L’émergence de François Fillon comme probable vainqueur de la primaire de la Droite et du Centre implique une modification de l’échiquier politique. À l’inverse d’Alain Juppé, ce candidat aura – du moins en apparence – un programme à la fois plus radical en économie, mais aussi plus appuyé sur ce qu’il appelle la souveraineté de la Nation. On peut, à l’évidence, douter de cela, tout comme l’on peut aussi douter de l’efficacité du programme économique. François Fillon apparaît comme un homme respectable, mais dont le projet est aussi gros de fortes incohérences.
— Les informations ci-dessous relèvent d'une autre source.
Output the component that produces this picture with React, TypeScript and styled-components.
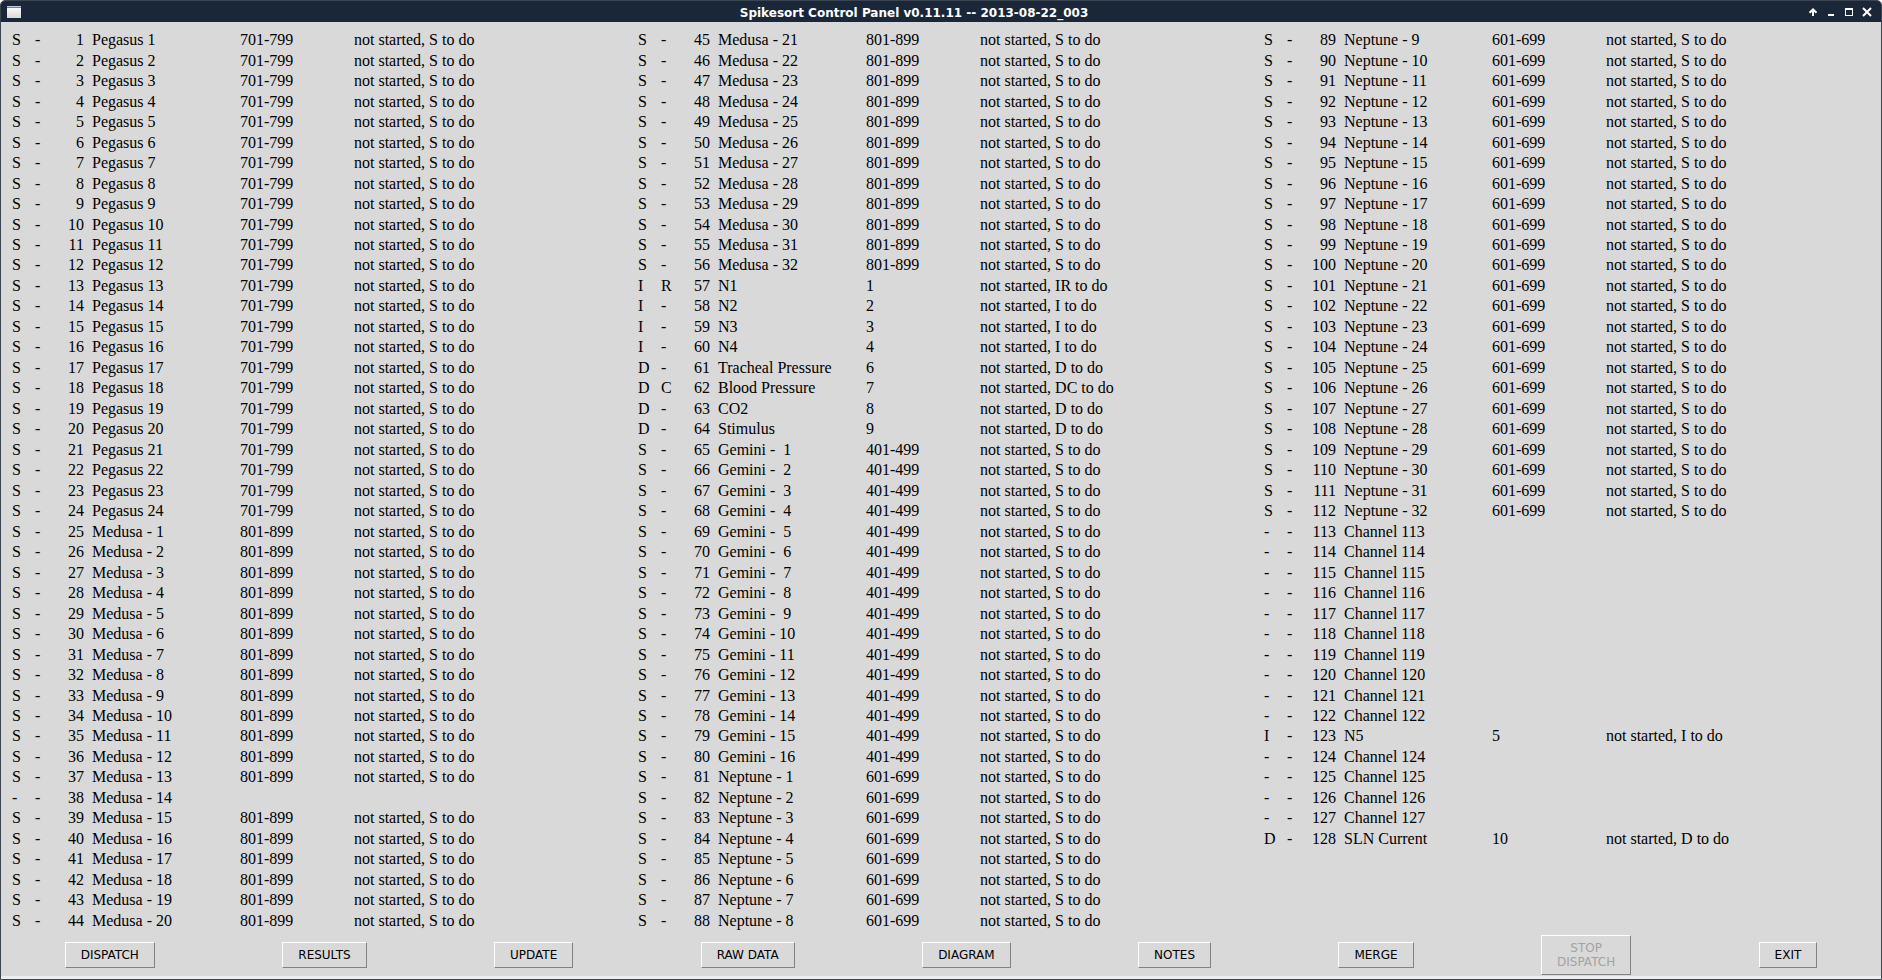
import React from "react";
import styled, { createGlobalStyle } from "styled-components";

const Global = createGlobalStyle`
  * { box-sizing: border-box; }
  body { margin: 0; background: #fff; }
`;

const Window = styled.div`
  min-height: 100vh;
  display: flex;
  flex-direction: column;
  border: 1px solid #3b4552;
  border-radius: 5px 5px 0 0;
  background: #d9d9d9;
  overflow: hidden;
`;

const TitleBar = styled.header`
  height: 21px;
  flex: none;
  display: flex;
  align-items: center;
  padding: 1px 8px 0 6px;
  background: #1a2738;
`;

const Title = styled.h1`
  flex: 1;
  margin: 0;
  padding-top: 1px;
  font: bold 12px/16px "DejaVu Sans", sans-serif;
  color: #fff;
  text-align: center;
  white-space: nowrap;
`;

const Controls = styled.div`
  display: flex;
  justify-content: flex-end;
  gap: 6px;
`;

const ControlButton = styled.button`
  width: 12px;
  height: 12px;
  padding: 0;
  border: 0;
  background: none;
  display: flex;
  align-items: center;
  justify-content: center;
`;

const Panels = styled.main`
  flex: 1;
  display: grid;
  grid-template-columns: repeat(3, minmax(0, 1fr));
  padding: 8px 2px 0 0;
`;

const ChannelTable = styled.table`
  display: grid;
`;

const ChannelBody = styled.tbody`
  display: grid;
  grid-template-rows: repeat(44, minmax(20px, 1fr));
`;

const ChannelRow = styled.tr`
  display: grid;
  grid-template-columns: 23px 23px 26px 156px 114px 1fr;
  align-items: center;
  padding-left: 11px;
  font: 16px/20px "Liberation Serif", serif;
  color: #000;
`;

const Cell = styled.td<{ $right?: boolean }>`
  padding: 0;
  white-space: pre;
  text-align: ${(p) => (p.$right ? "right" : "left")};
`;

const NameCell = styled(Cell)`
  padding-left: 8px;
`;

const Actions = styled.footer`
  flex: none;
  display: flex;
  justify-content: space-around;
  align-items: center;
  padding: 4px 0 1px;
  border-bottom: 3px solid #ededed;
`;

const ActionButton = styled.button`
  padding: 5px 15px;
  border: 1px solid;
  border-color: #fff #828282 #828282 #fff;
  border-radius: 0;
  background: #d9d9d9;
  font: 12px/14px "DejaVu Sans", sans-serif;
  color: #000;
  white-space: pre;
  &:disabled { color: #a3a3a3; }
`;

type Channel = { n: number; name: string; kind: string; extra: string; codes: string; status: string };

const special: Record<number, [string, string, string, string]> = {
  57: ["N1", "I", "R", "1"],
  58: ["N2", "I", "-", "2"],
  59: ["N3", "I", "-", "3"],
  60: ["N4", "I", "-", "4"],
  61: ["Tracheal Pressure", "D", "-", "6"],
  62: ["Blood Pressure", "D", "C", "7"],
  63: ["CO2", "D", "-", "8"],
  64: ["Stimulus", "D", "-", "9"],
  123: ["N5", "I", "-", "5"],
  128: ["SLN Current", "D", "-", "10"],
};

function describe(n: number): [string, string, string, string] {
  if (special[n]) return special[n];
  if (n === 38) return ["Medusa - 14", "-", "-", ""];
  if (n <= 24) return [`Pegasus ${n}`, "S", "-", "701-799"];
  if (n <= 56) return [`Medusa - ${n - 24}`, "S", "-", "801-899"];
  if (n <= 80) return [`Gemini - ${String(n - 64).padStart(2, " ")}`, "S", "-", "401-499"];
  if (n <= 112) return [`Neptune - ${n - 80}`, "S", "-", "601-699"];
  return [`Channel ${n}`, "-", "-", ""];
}

const channels: Channel[] = Array.from({ length: 128 }, (_, i) => {
  const n = i + 1;
  const [name, kind, extra, codes] = describe(n);
  const todo = `${kind}${extra}`.replace(/-/g, "");
  return { n, name, kind, extra, codes, status: todo ? `not started, ${todo} to do` : "" };
});

const panels = [channels.slice(0, 44), channels.slice(44, 88), channels.slice(88)];

const actions = ["DISPATCH", "RESULTS", "UPDATE", "RAW DATA", "DIAGRAM", "NOTES", "MERGE", "STOP\nDISPATCH", "EXIT"];

const AppIcon = () => (
  <svg width="14" height="12" viewBox="0 0 14 12" aria-hidden="true">
    <defs>
      <linearGradient id="paper" x1="0" y1="0" x2="0" y2="1">
        <stop offset="0" stopColor="#fff" />
        <stop offset="1" stopColor="#d8dad5" />
      </linearGradient>
    </defs>
    <rect width="14" height="12" fill="url(#paper)" />
    <rect width="14" height="1" fill="#b9cbe6" />
    <rect y="1" width="14" height="1" fill="#5b86c4" />
  </svg>
);

const windowControls = [
  { label: "Shade", art: <path d="M5 9V2M1.5 5.8L5 2.3L8.5 5.8" fill="none" stroke="#fff" strokeWidth="2" /> },
  { label: "Minimize", art: <path d="M2 8H8" stroke="#fff" strokeWidth="2" /> },
  { label: "Maximize", art: <path d="M1 1H9V9H1ZM2 3V8H8V3Z" fill="#fff" fillRule="evenodd" /> },
  { label: "Close", art: <path d="M1 1L9 9M9 1L1 9" stroke="#fff" strokeWidth="2" /> },
];

export default function App() {
  return (
    <Window>
      <Global />
      <TitleBar>
        <AppIcon />
        <Title>Spikesort Control Panel v0.11.11 -- 2013-08-22_003</Title>
        <Controls>
          {windowControls.map((c) => (
            <ControlButton key={c.label} aria-label={c.label}>
              <svg width="10" height="10" viewBox="0 0 10 10">{c.art}</svg>
            </ControlButton>
          ))}
        </Controls>
      </TitleBar>
      <Panels>
        {panels.map((rows, i) => (
          <ChannelTable key={i}>
            <ChannelBody>
              {rows.map((c) => (
                <ChannelRow key={c.n}>
                  <Cell>{c.kind}</Cell>
                  <Cell>{c.extra}</Cell>
                  <Cell $right>{c.n}</Cell>
                  <NameCell>{c.name}</NameCell>
                  <Cell>{c.codes}</Cell>
                  <Cell>{c.status}</Cell>
                </ChannelRow>
              ))}
            </ChannelBody>
          </ChannelTable>
        ))}
      </Panels>
      <Actions>
        {actions.map((a) => (
          <ActionButton key={a} disabled={a.startsWith("STOP")}>{a}</ActionButton>
        ))}
      </Actions>
    </Window>
  );
}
Les contradictions de François Fillon
Ce n’est pas sur l’éducation, où il prend assez courageusement le contre-pied des positions pédagogistes de la gauche comme de la droite, ou sur la politique extérieur qu’il faut, au premier regard les chercher. On ne peut qu’approuver la volonté de prendre ses distances avec l’Arabie saoudite, pays qui finance l’expansion du salafisme à l’échelle internationale, et qui s’enfonce chaque jour un peu plus dans une crise qui le conduira à l’éclatement. De même, la volonté affichée de se rapprocher et de l’Iran et de la Russie fait sens. Encore que, en politique extérieur, on peut et on doit s’interroger sur la cohérence qu’il y a à vouloir construire une politique commune au niveau de l’Union européenne, dont on ne sait que trop qu’elle est traversée de courants et de positions contradictoires, et l’affirmation – certes, bienvenue – d’une politique différente sur le Moyen-Orient et sur la Russie. Nommé Président, s’il y parvient, François Fillon devra ici choisir entre les intérêts de l’Allemagne et ceux de la France. Et, sur ce point, il semble bien qu’il y ait incompatibilité. Dès lors, que vaudront ses proclamation d’attachement à la foi européenne, ce que d’aucuns taxeraient d’européisme, et sa volonté de faire avancer l’indépendance nationale et la souveraineté française ? On sait que François Fillon avait, à la suite de Philippe Séguin, appelé à voter « non » au traité de Maastricht, un choix qu’il dit maintenant regretter. C’est son droit le plus strict. Néanmoins, cela lui ôte bien de la crédibilité quand il parle de la souveraineté de la France.